La Ville a accepté cette démarche participative et elle la finance. Chaque quartier possède aussi un réseau de chauffage branché sur une centrale cogénératrice - au bois ou au gaz naturel -, qui produit électricité et chauffage.

Quels sont les résultats sur l'environnement ?
Tous les bâtiments sont basse consommation. C'est obligatoire et contrôlé par la mairie. Du coup, une petite centrale de cogénération suffit pour 40 hectares et 5 000 habitants.
L'isolation et la ventilation des logements permettent de baisser considérablement la consommation d'énergie, qui peut tomber jusqu'à 20 ou 25 kWh au mètre carré par an, soit dix fois moins que dans un logement classique.

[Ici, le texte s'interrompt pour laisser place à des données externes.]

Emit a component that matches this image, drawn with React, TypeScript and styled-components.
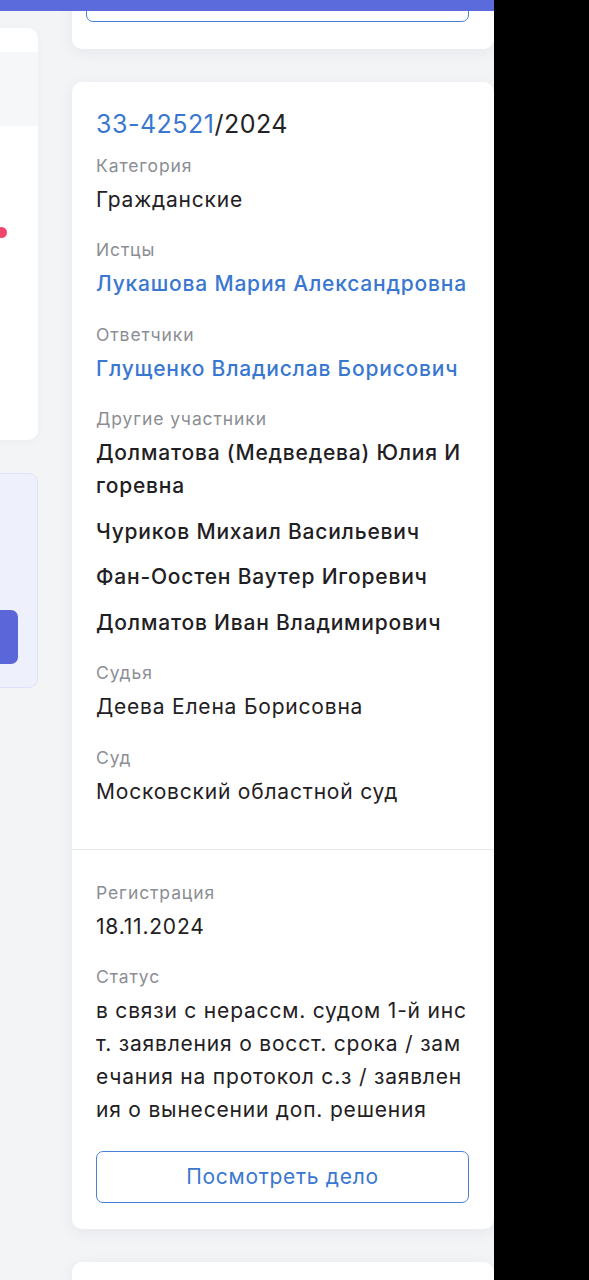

Beaucoup de bâtiments combinent capteurs solaires thermiques et solaires photovoltaïques. Les habitants fabriquent de l'eau chaude par le système solaire thermique pour leur propre consommation et produisent de l'électricité qui est réinjectée dans le réseau public de la ville. Certains produisent davantage qu'ils ne consomment, c'est ce qu'on appelle l'"habitat positif".
Il y a moins de dix ans, à Fribourg, nous avions 500 mètres carrés de panneaux photovoltaïques, nous en sommes à 50 000 aujourd'hui car la loi fédérale a considérablement augmenté les subventions à la production de ce type d'énergie.
L'usine qui fabrique ces panneaux depuis 1998, à Fribourg, emploie aujourd'hui 200 personnes. Par ailleurs, 60 % de la population possède une voiture mais seulement un tiers l'utilise pour se rendre au centre-ville.

Vous recevez 1 500 visiteurs français par an, parmi lesquels beaucoup d'élus. Qu'est-ce qui les étonne le plus ?
La physionomie générale des quartiers, la diversité des matériaux et des formes, mais surtout la démarche participative, à laquelle vous n'êtes pas habitués.